To take a simple example:

Experiment arm	Iteration 1	Iteration 2
Control	10 / 1000 =1%	10 / 100 =10%
Variation	10 / 1000 =1%	190 / 1900 =10%

Experiment arm

Iteration 1

Iteration 2

Control

10 / 1000 =1%

10 / 100 =10%

Variation

10 / 1000 =1%

190 / 1900 =10%

Each variation has exactly the same performance in each iteration, but the performance changes from iteration 1 to 2, perhaps a result of seasonality. The only difference we see, is that in Iteration 2, we have changed the traffic allocation from 50 / 50 to 95 / 5 in favor of the variation.
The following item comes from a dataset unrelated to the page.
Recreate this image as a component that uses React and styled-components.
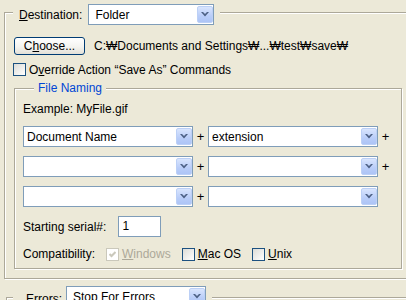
import styled, { createGlobalStyle } from "styled-components"

const GlobalStyle = createGlobalStyle`
  html, body {
    margin: 0;
    padding: 0;
    background: #ece9d8;
    overflow: hidden;
  }
  body {
    font: 12px "Liberation Sans", Arial, sans-serif;
    color: #000;
  }
`

const Chevron = () => (
  <svg width="8" height="5" viewBox="0 0 8 5">
    <polygon points="0,0 2,0 4,2 6,0 8,0 4,4.5" fill="#4d6185" />
  </svg>
)

const Combo = ({ w, pl = 3, children }) => (
  <ComboBox $w={w} $pl={pl}>
    <ComboText>{children}</ComboText>
    <DropBtn>
      <Chevron />
    </DropBtn>
  </ComboBox>
)

const Check = ({ disabled, checked, label }) => (
  <CheckItem $disabled={disabled}>
    <Box $disabled={disabled}>
      {checked && (
        <svg width="7" height="7" viewBox="0 0 7 7">
          <path d="M0.5 3 L2.5 5 L6.5 1" stroke={disabled ? "#cac8bb" : "#21a121"} strokeWidth="2" fill="none" />
        </svg>
      )}
    </Box>
    {label && <span>{label}</span>}
  </CheckItem>
)

export default () => {
  return (
    <Page>
      <GlobalStyle />
      <GroupBox $w={440} $pad="0 0 9px 9px">
        <Legend $m="-9px 0 0 -1px" $px="0 6px" $gap={6}>
          <span><U>D</U>estination:</span>
          <Combo w={126} pl={6}>Folder</Combo>
        </Legend>
        <Row $mt={12}>
          <Button>C<U>h</U>oose...</Button>
          <PathText>C:₩Documents and Settings₩...₩test₩save₩</PathText>
        </Row>
        <Row $mt={8} $ml={-1} $h={13}>
          <Check label={<>O<U>v</U>erride Action “Save As” Commands</>} />
        </Row>
        <GroupBox $w={388} $mt={12} $pad="0 8px 7px 8px">
          <Legend $m="-8px 0 0 11px" $px="0 4px" $blue>File Naming</Legend>
          <Line $mt={7}>Example: MyFile.gif</Line>
          <NameGrid>
            <Combo w={170}>Document Name</Combo>
            <Plus>+</Plus>
            <Combo w={170}>extension</Combo>
            <Plus>+</Plus>
            <Combo w={170} />
            <Plus>+</Plus>
            <Combo w={170} />
            <Plus>+</Plus>
            <Combo w={170} />
            <Plus>+</Plus>
            <Combo w={170} />
            <Plus $hidden>+</Plus>
          </NameGrid>
          <Row $mt={9} $gap={12}>
            <span>Starting serial#:</span>
            <Field>1</Field>
          </Row>
          <Row $mt={10} $gap={11} $h={14}>
            <span>Compatibility:</span>
            <Check disabled checked label={<><U>W</U>indows</>} />
            <Check label={<><U>M</U>ac OS</>} />
            <Check label={<><U>U</U>nix</>} />
          </Row>
        </GroupBox>
      </GroupBox>
      <GroupBox $w={440} $mt={18} $ml={2} $pad="0">
        <Legend $m="-12px 0 0 6px" $px="0 6px 0 13px" $gap={4} $end>
          <ErrLabel>Errors:</ErrLabel>
          <Combo w={140} pl={6}>Stop For Errors</Combo>
        </Legend>
        <Spacer />
      </GroupBox>
    </Page>
  )
}

const Page = styled.div`
  padding: 12px 0 0 4px;
`

const GroupBox = styled.div`
  box-sizing: border-box;
  width: ${p => p.$w}px;
  margin-top: ${p => p.$mt || 0}px;
  margin-left: ${p => p.$ml || 0}px;
  padding: ${p => p.$pad};
  border: 1px solid #aca899;
  box-shadow: inset 1px 1px 0 #fff, 1px 1px 0 #fff;
`

const Legend = styled.div`
  display: flex;
  align-items: ${p => (p.$end ? "flex-end" : "center")};
  gap: ${p => p.$gap || 0}px;
  width: fit-content;
  margin: ${p => p.$m};
  padding: ${p => p.$px};
  background: #ece9d8;
  line-height: 14px;
  color: ${p => (p.$blue ? "#0046d5" : "#000")};
`

const U = styled.span`
  text-decoration: underline;
`

const Row = styled.div`
  display: flex;
  align-items: center;
  gap: ${p => p.$gap || 0}px;
  height: ${p => (p.$h ? `${p.$h}px` : "auto")};
  margin-top: ${p => p.$mt || 0}px;
  margin-left: ${p => p.$ml || 0}px;
  line-height: 14px;
  white-space: nowrap;
`

const Line = styled.div`
  margin-top: ${p => p.$mt || 0}px;
  line-height: 14px;
`

const Button = styled.button`
  box-sizing: border-box;
  width: 71px;
  height: 18px;
  padding: 0;
  border: 1px solid #003c74;
  border-radius: 3px;
  background: linear-gradient(#ffffff, #f4f4f0 55%, #e3e0d7);
  font: inherit;
  color: #000;
`

const PathText = styled.span`
  margin-left: 9px;
`

const ComboBox = styled.div`
  box-sizing: border-box;
  width: ${p => p.$w}px;
  height: 21px;
  display: flex;
  align-items: stretch;
  padding-left: ${p => p.$pl}px;
  border: 1px solid #7f9db9;
  background: #fff;
  line-height: 14px;
`

const ComboText = styled.span`
  flex: 1;
  align-self: center;
  white-space: nowrap;
  overflow: hidden;
`

const DropBtn = styled.span`
  box-sizing: border-box;
  width: 16px;
  margin: 1px 0 1px;
  display: flex;
  align-items: center;
  justify-content: center;
  border: 1px solid #bcd0f6;
  border-radius: 2px;
  background: linear-gradient(#d9e5fd, #b9cdf9 60%, #adc4f6);
`

const CheckItem = styled.label`
  display: flex;
  align-items: center;
  gap: 3px;
  color: ${p => (p.$disabled ? "#aca899" : "#000")};
`

const Box = styled.span`
  box-sizing: border-box;
  flex: none;
  width: 13px;
  height: 13px;
  display: flex;
  align-items: center;
  justify-content: center;
  border: 1px solid ${p => (p.$disabled ? "#cac8bb" : "#1c5180")};
  background: ${p => (p.$disabled ? "#fff" : "linear-gradient(135deg, #dcdcd7, #ffffff)")};
`

const NameGrid = styled.div`
  display: grid;
  grid-template-columns: 170px 15px 170px 15px;
  row-gap: 9px;
  margin-top: 10px;
`

const Plus = styled.span`
  display: flex;
  align-items: center;
  justify-content: center;
  font-size: 13px;
  visibility: ${p => (p.$hidden ? "hidden" : "visible")};
`

const Field = styled.div`
  box-sizing: border-box;
  width: 43px;
  height: 21px;
  padding-left: 3px;
  border: 1px solid #7f9db9;
  background: #fff;
  line-height: 19px;
`

const ErrLabel = styled.span`
  margin-bottom: 1px;
`

const Spacer = styled.div`
  height: 40px;
`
If we were to simply report this data in the reporting interface the results would be as follows:

Experiment arm	Results	Estimated uplift
Control	20 / 1,100 =1.8%
Variation	200 / 2,900 =6.9%	2.79

Experiment arm

Results

Estimated uplift

Control

20 / 1,100 =1.8%

Variation

200 / 2,900 =6.9%

2.79

That is, we could be reporting a 279% increase in conversion uplift by doing nothing more than changing traffic allocation, this would be a gross error.

Qubit’s approach

At Qubit, we treat each iteration independently. Our stats engine looks at the performance of the test, at each iteration, to generate an output that fits the overall experiment, whilst avoiding bias as a result of changes in the performance of the test over time.

We calculate an estimated uplift using the information for each iteration. The confidence score that our stats engine reports, is the level of confidence that the test is having an impact on the success metric, with this complication already factored in.

We look to assess the uplift in each iteration, weighing its impact on the overall uplift by the volume of traffic, and always in the wider context of the overall experiment.

Experiment arm	Iteration 1 Conversion Rate	Iteration 2 conversion Rate	Estimated Uplift
Control	1%	10%
Variation	1%	10%	0%

Summary

The Qubit estimated uplift handles a variety of complications that can occur in A/B testing. It uses the information from all iterations of a test effectively to avoid bias and combines them with a Bayesian prior to report the uplift that you see in the Qubit platform.